### What needs to be done
Output all the entries word for word. Omit the pictures.

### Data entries
○ ○ ○ ○

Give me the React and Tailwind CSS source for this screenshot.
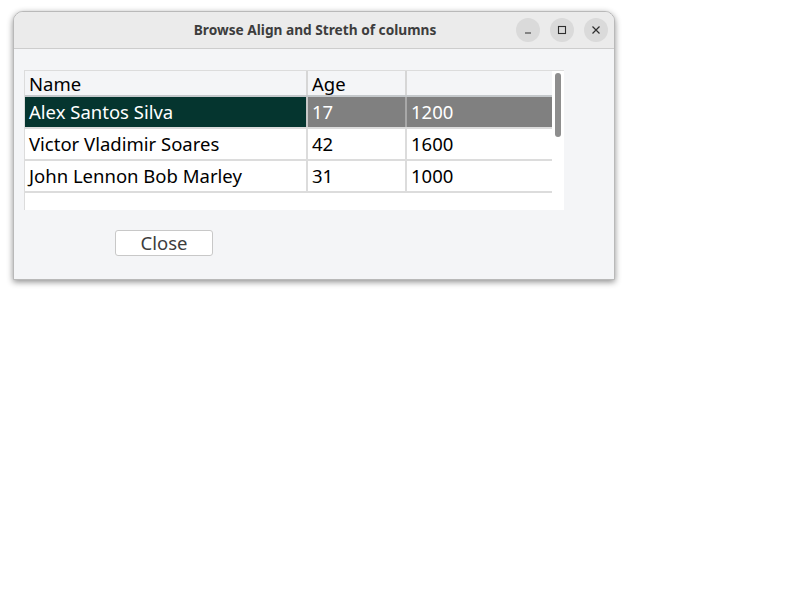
const rows = [
  { name: 'Alex Santos Silva', age: '17', value: '1200', selected: true },
  { name: 'Victor Vladimir Soares', age: '42', value: '1600' },
  { name: 'John Lennon Bob Marley', age: '31', value: '1000' },
];

const TitleButton = ({ children }) => (
  <div className="w-6 h-6 rounded-full bg-[#dadada] flex items-center justify-center text-[#2e2e2e]">
    {children}
  </div>
);

const App = () => {
  const font = { fontFamily: '"Noto Sans", "Open Sans", sans-serif' };

  return (
    <div className="w-[800px] h-[600px] bg-white pt-[11px] pl-[13px]" style={font}>
      <div className="w-[602px] h-[269px] rounded-t-[10px] border border-[#b9b9b9] bg-[#f4f5f7] shadow-[0_2px_6px_rgba(0,0,0,0.45)] overflow-hidden flex flex-col">
        {/* title bar */}
        <div className="h-[37px] shrink-0 bg-[#ebebeb] border-b border-[#cdcdcd] flex items-center relative">
          <div className="flex-1 text-center text-[13.7px] font-bold text-[#3d3d3d] pl-[2px]">
            Browse Align and Streth of columns
          </div>
          <div className="absolute right-[6px] top-[6px] flex gap-[10px]">
            <TitleButton>
              <svg width="10" height="10" viewBox="0 0 10 10"><path d="M2 8h6" stroke="currentColor" strokeWidth="1.2" /></svg>
            </TitleButton>
            <TitleButton>
              <svg width="10" height="10" viewBox="0 0 10 10"><rect x="1.5" y="1.5" width="7" height="7" fill="none" stroke="currentColor" strokeWidth="1.1" /></svg>
            </TitleButton>
            <TitleButton>
              <svg width="10" height="10" viewBox="0 0 10 10"><path d="M1.5 1.5l7 7M8.5 1.5l-7 7" stroke="currentColor" strokeWidth="1.2" /></svg>
            </TitleButton>
          </div>
        </div>

        {/* body */}
        <div className="flex-1 pt-[21px] pl-[10px]">
          <div className="w-[540px] h-[140px] bg-white border-l border-t border-[#dcdcdc] flex text-[18.5px] text-black">
            <div className="w-[528px] flex flex-col">
              {/* header */}
              <div className="h-[26px] bg-[#f4f5f7] flex border-b-2 border-[#c4c8cb]">
                <div className="w-[283px] pl-[4px] leading-[26px] border-r-2 border-[#d6d6d6]">Name</div>
                <div className="w-[99px] pl-[4px] leading-[26px] border-r-2 border-[#d6d6d6]">Age</div>
                <div className="flex-1" />
              </div>
              {rows.map((r) => (
                <div key={r.name} className="h-[32px] flex border-b-2 border-[#dcdcdc]">
                  <div className={`w-[283px] pl-[4px] leading-[30px] border-r-2 ${r.selected ? 'bg-[#05352f] text-white border-[#c8c8c8]' : 'border-[#dcdcdc]'}`}>{r.name}</div>
                  <div className={`w-[99px] pl-[4px] leading-[30px] border-r-2 ${r.selected ? 'bg-[#808080] text-white border-[#a8a8a8]' : 'border-[#dcdcdc]'}`}>{r.age}</div>
                  <div className={`flex-1 pl-[4px] leading-[30px] ${r.selected ? 'bg-[#808080] text-white' : ''}`}>{r.value}</div>
                </div>
              ))}
            </div>
            {/* scrollbar */}
            <div className="w-[12px] pt-[2px] pl-[3px]">
              <div className="w-[6px] h-[64px] rounded-full bg-[#8e8e8e]" />
            </div>
          </div>

          <div className="pl-[91px] pt-[20px]">
            <button className="w-[98px] h-[26px] rounded-[3px] border border-[#c8c8c8] bg-white text-[18.5px] text-[#3d3d3d] leading-[24px]">
              Close
            </button>
          </div>
        </div>
      </div>
    </div>
  );
};

export default App;
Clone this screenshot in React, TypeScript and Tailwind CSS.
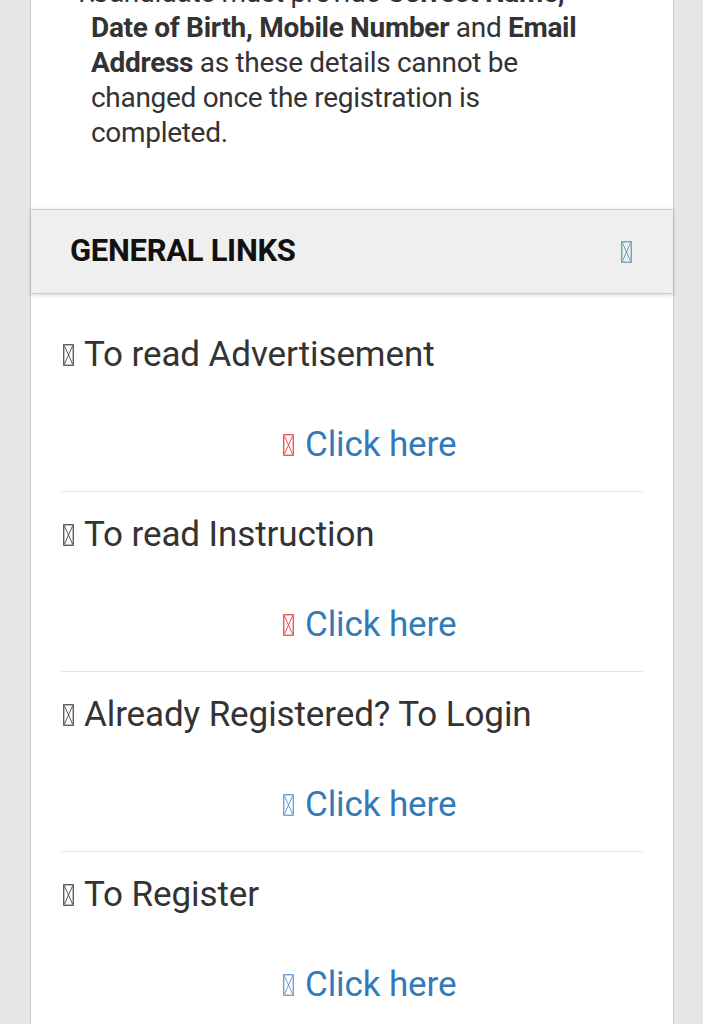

○ ○ ○ ○

### Solution to this exercise
Give me the React and Tailwind CSS source for this screenshot.
const rows = [
  { name: 'Alex Santos Silva', age: '17', value: '1200', selected: true },
  { name: 'Victor Vladimir Soares', age: '42', value: '1600' },
  { name: 'John Lennon Bob Marley', age: '31', value: '1000' },
];

const TitleButton = ({ children }) => (
  <div className="w-6 h-6 rounded-full bg-[#dadada] flex items-center justify-center text-[#2e2e2e]">
    {children}
  </div>
);

const App = () => {
  const font = { fontFamily: '"Noto Sans", "Open Sans", sans-serif' };

  return (
    <div className="w-[800px] h-[600px] bg-white pt-[11px] pl-[13px]" style={font}>
      <div className="w-[602px] h-[269px] rounded-t-[10px] border border-[#b9b9b9] bg-[#f4f5f7] shadow-[0_2px_6px_rgba(0,0,0,0.45)] overflow-hidden flex flex-col">
        {/* title bar */}
        <div className="h-[37px] shrink-0 bg-[#ebebeb] border-b border-[#cdcdcd] flex items-center relative">
          <div className="flex-1 text-center text-[13.7px] font-bold text-[#3d3d3d] pl-[2px]">
            Browse Align and Streth of columns
          </div>
          <div className="absolute right-[6px] top-[6px] flex gap-[10px]">
            <TitleButton>
              <svg width="10" height="10" viewBox="0 0 10 10"><path d="M2 8h6" stroke="currentColor" strokeWidth="1.2" /></svg>
            </TitleButton>
            <TitleButton>
              <svg width="10" height="10" viewBox="0 0 10 10"><rect x="1.5" y="1.5" width="7" height="7" fill="none" stroke="currentColor" strokeWidth="1.1" /></svg>
            </TitleButton>
            <TitleButton>
              <svg width="10" height="10" viewBox="0 0 10 10"><path d="M1.5 1.5l7 7M8.5 1.5l-7 7" stroke="currentColor" strokeWidth="1.2" /></svg>
            </TitleButton>
          </div>
        </div>

        {/* body */}
        <div className="flex-1 pt-[21px] pl-[10px]">
          <div className="w-[540px] h-[140px] bg-white border-l border-t border-[#dcdcdc] flex text-[18.5px] text-black">
            <div className="w-[528px] flex flex-col">
              {/* header */}
              <div className="h-[26px] bg-[#f4f5f7] flex border-b-2 border-[#c4c8cb]">
                <div className="w-[283px] pl-[4px] leading-[26px] border-r-2 border-[#d6d6d6]">Name</div>
                <div className="w-[99px] pl-[4px] leading-[26px] border-r-2 border-[#d6d6d6]">Age</div>
                <div className="flex-1" />
              </div>
              {rows.map((r) => (
                <div key={r.name} className="h-[32px] flex border-b-2 border-[#dcdcdc]">
                  <div className={`w-[283px] pl-[4px] leading-[30px] border-r-2 ${r.selected ? 'bg-[#05352f] text-white border-[#c8c8c8]' : 'border-[#dcdcdc]'}`}>{r.name}</div>
                  <div className={`w-[99px] pl-[4px] leading-[30px] border-r-2 ${r.selected ? 'bg-[#808080] text-white border-[#a8a8a8]' : 'border-[#dcdcdc]'}`}>{r.age}</div>
                  <div className={`flex-1 pl-[4px] leading-[30px] ${r.selected ? 'bg-[#808080] text-white' : ''}`}>{r.value}</div>
                </div>
              ))}
            </div>
            {/* scrollbar */}
            <div className="w-[12px] pt-[2px] pl-[3px]">
              <div className="w-[6px] h-[64px] rounded-full bg-[#8e8e8e]" />
            </div>
          </div>

          <div className="pl-[91px] pt-[20px]">
            <button className="w-[98px] h-[26px] rounded-[3px] border border-[#c8c8c8] bg-white text-[18.5px] text-[#3d3d3d] leading-[24px]">
              Close
            </button>
          </div>
        </div>
      </div>
    </div>
  );
};

export default App;
Clone this screenshot in React, TypeScript and Tailwind CSS.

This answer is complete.